About

The Athabasca Tar Sands in Alberta, Canada. Image credit: Garth Lenz

As conventional fossil fuels become exhausted governments and corporations are turning to progressively more extreme methods to secure energy supplies with increasingly severe social and environmental consequences, for the growing numbers of people affected. While, until recently, the Athabasca tar sands in Canada was the poster child for such practices, a whole raft of new techniques such as shale oil and gas, coal-bed methane and underground coal gasification are now threatening to become ubiquitous throughout large parts of the globe.

What is ‘extreme’ energy?

Human rights implications of extreme energy

The Extreme Energy Initiative is the only academic forum in the world to concentrate specifically on the effects of unconventional fossil fuel extraction on society and the environment. The methods and practices of extreme energy extraction are necessarily fast changing as resources deplete and new more extreme methods are developed to try to replace them. This poses challenges for research in terms of the timely dissemination of information.

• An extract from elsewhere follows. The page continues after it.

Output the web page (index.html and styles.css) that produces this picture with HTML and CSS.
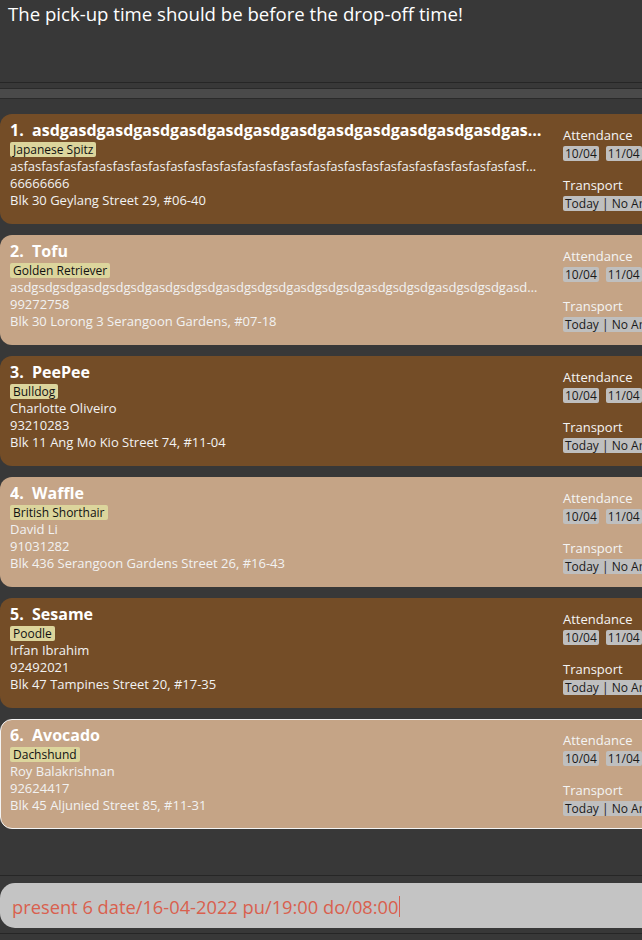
FILE: index.html
```html
<!DOCTYPE html>
<html>
<head>
<meta charset="utf-8">
<link rel="stylesheet" href="styles.css">
</head>
<body>
<div class="app">
  <div class="result">The pick-up time should be before the drop-off time!</div>
  <div class="splitter"></div>
  <div class="list">
    <div class="card dark">
      <div class="info">
        <div class="name">1.&nbsp; asdgasdgasdgasdgasdgasdgasdgasdgasdgasdgasdgasdgasdgasdgasdgasdgasdgas</div>
        <div class="tagrow"><span class="tag">Japanese Spitz</span></div>
        <div class="line">asfasfasfasfasfasfasfasfasfasfasfasfasfasfasfasfasfasfasfasfasfasfasfasfasfasfasfasfasfasfasfasfasfasfasfasfas</div>
        <div class="line">66666666</div>
        <div class="line">Blk 30 Geylang Street 29, #06-40</div>
      </div>
      <div class="side">
        <div class="label">Attendance</div>
        <div class="chips"><span class="chip">10/04</span><span class="chip">11/04</span></div>
        <div class="label second">Transport</div>
        <div class="chips"><span class="chip">Today | No Arrangement</span></div>
      </div>
    </div>
    <div class="card light">
      <div class="info">
        <div class="name">2.&nbsp; Tofu</div>
        <div class="tagrow"><span class="tag">Golden Retriever</span></div>
        <div class="line">asdgsdgsdgasdgsdgsdgasdgsdgsdgasdgsdgsdgasdgsdgsdgasdgsdgsdgasdgsdgsdgasdgsdgsdgasdgsdgasdgsdgsdgasdgsdgsdga</div>
        <div class="line">99272758</div>
        <div class="line">Blk 30 Lorong 3 Serangoon Gardens, #07-18</div>
      </div>
      <div class="side">
        <div class="label">Attendance</div>
        <div class="chips"><span class="chip">10/04</span><span class="chip">11/04</span></div>
        <div class="label second">Transport</div>
        <div class="chips"><span class="chip">Today | No Arrangement</span></div>
      </div>
    </div>
    <div class="card dark">
      <div class="info">
        <div class="name">3.&nbsp; PeePee</div>
        <div class="tagrow"><span class="tag">Bulldog</span></div>
        <div class="line">Charlotte Oliveiro</div>
        <div class="line">93210283</div>
        <div class="line">Blk 11 Ang Mo Kio Street 74, #11-04</div>
      </div>
      <div class="side">
        <div class="label">Attendance</div>
        <div class="chips"><span class="chip">10/04</span><span class="chip">11/04</span></div>
        <div class="label second">Transport</div>
        <div class="chips"><span class="chip">Today | No Arrangement</span></div>
      </div>
    </div>
    <div class="card light">
      <div class="info">
        <div class="name">4.&nbsp; Waffle</div>
        <div class="tagrow"><span class="tag">British Shorthair</span></div>
        <div class="line">David Li</div>
        <div class="line">91031282</div>
        <div class="line">Blk 436 Serangoon Gardens Street 26, #16-43</div>
      </div>
      <div class="side">
        <div class="label">Attendance</div>
        <div class="chips"><span class="chip">10/04</span><span class="chip">11/04</span></div>
        <div class="label second">Transport</div>
        <div class="chips"><span class="chip">Today | No Arrangement</span></div>
      </div>
    </div>
    <div class="card dark">
      <div class="info">
        <div class="name">5.&nbsp; Sesame</div>
        <div class="tagrow"><span class="tag">Poodle</span></div>
        <div class="line">Irfan Ibrahim</div>
        <div class="line">92492021</div>
        <div class="line">Blk 47 Tampines Street 20, #17-35</div>
      </div>
      <div class="side">
        <div class="label">Attendance</div>
        <div class="chips"><span class="chip">10/04</span><span class="chip">11/04</span></div>
        <div class="label second">Transport</div>
        <div class="chips"><span class="chip">Today | No Arrangement</span></div>
      </div>
    </div>
    <div class="card light selected">
      <div class="info">
        <div class="name">6.&nbsp; Avocado</div>
        <div class="tagrow"><span class="tag">Dachshund</span></div>
        <div class="line">Roy Balakrishnan</div>
        <div class="line">92624417</div>
        <div class="line">Blk 45 Aljunied Street 85, #11-31</div>
      </div>
      <div class="side">
        <div class="label">Attendance</div>
        <div class="chips"><span class="chip">10/04</span><span class="chip">11/04</span></div>
        <div class="label second">Transport</div>
        <div class="chips"><span class="chip">Today | No Arrangement</span></div>
      </div>
    </div>
  </div>
  <div class="command"><span class="cmdtext">present 6 date/16-04-2022 pu/19:00 do/08:00</span><span class="caret"></span></div>
  <div class="footer"></div>
</div>
</body>
</html>
```
FILE: styles.css
```css
html, body {
  margin: 0;
  padding: 0;
  background: #383838;
  overflow: hidden;
}
.app {
  width: 642px;
  height: 940px;
  display: flex;
  flex-direction: column;
  overflow: hidden;
  font-family: "Open Sans", "Liberation Sans", sans-serif;
}
.result {
  height: 83px;
  box-sizing: border-box;
  padding: 1px 8px;
  color: #ffffff;
  font-size: 18.6px;
  line-height: 26px;
  border-bottom: 1px solid #262626;
  flex: none;
}
.splitter {
  flex: none;
  height: 9px;
  margin-top: 5px;
  background: #4a4a4a;
  border-top: 1px solid #2a2a2a;
  border-bottom: 1px solid #2a2a2a;
}
.list {
  flex: none;
  height: 777px;
  padding-top: 15px;
  box-sizing: border-box;
  border-bottom: 1px solid #262626;
  overflow: hidden;
}
.card {
  width: 720px;
  height: 110px;
  box-sizing: border-box;
  border-radius: 12px;
  display: flex;
  padding: 7px 10px 8px;
  margin-bottom: 11px;
  color: #f2f2f2;
}
.card.dark { background: #744d27; }
.card.light { background: #c5a486; }
.card.selected {
  border: 1px solid #f4f4f4;
  padding: 6px 9px 7px;
  margin-top: 1px;
}
.info {
  width: 532px;
  flex: none;
  display: flex;
  flex-direction: column;
  min-width: 0;
}
.name {
  font-size: 16px;
  font-weight: 700;
  line-height: 19px;
  white-space: nowrap;
  overflow: hidden;
  text-overflow: ellipsis;
  color: #ffffff;
}
.tagrow {
  margin-top: 1px;
  height: 17px;
  display: flex;
  align-items: center;
}
.tag {
  background: #dcd59c;
  color: #111111;
  font-size: 12px;
  line-height: 15px;
  padding: 0 3px;
  border-radius: 2px;
}
.line {
  font-size: 13px;
  line-height: 17px;
  white-space: nowrap;
  overflow: hidden;
  text-overflow: ellipsis;
}
.side {
  margin-left: 21px;
  padding-top: 7px;
  display: flex;
  flex-direction: column;
}
.label {
  font-size: 13px;
  line-height: 15px;
  color: #f4f4f4;
}
.label.second {
  margin-top: 17px;
}
.chips {
  display: flex;
  gap: 7px;
  margin-top: 3px;
}
.chip {
  background: #bfbfbf;
  color: #1a1a1a;
  font-size: 12px;
  line-height: 15px;
  padding: 0 2px;
  border-radius: 2px;
  white-space: nowrap;
}
.command {
  flex: none;
  margin-top: 7px;
  height: 45px;
  width: 700px;
  box-sizing: border-box;
  background: #c4c4c4;
  border-radius: 15px 0 0 15px;
  display: flex;
  align-items: center;
  padding-left: 12px;
  padding-top: 2px;
  font-size: 18.3px;
  color: #d9604e;
}
.caret {
  width: 1px;
  height: 21px;
  background: #d9604e;
}
.footer {
  flex: none;
  margin-top: 5px;
  border-top: 1px solid #262626;
  height: 10px;
}
```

The Extreme Energy Initiative hosts conferences, workshops, seminars and short courses, and initiates and facilitates publishing. The initiative will bring together scholars, practitioners, policy makers and activists working on issues related to extreme energy production and its human rights implications in order to stimulate discussion and collaboration and enhance relevant policy impact nationally and internationally.

The Extreme Energy Initiative collaborates with numerous colleagues internationally and in the UK, and with a number of supporting campaigns.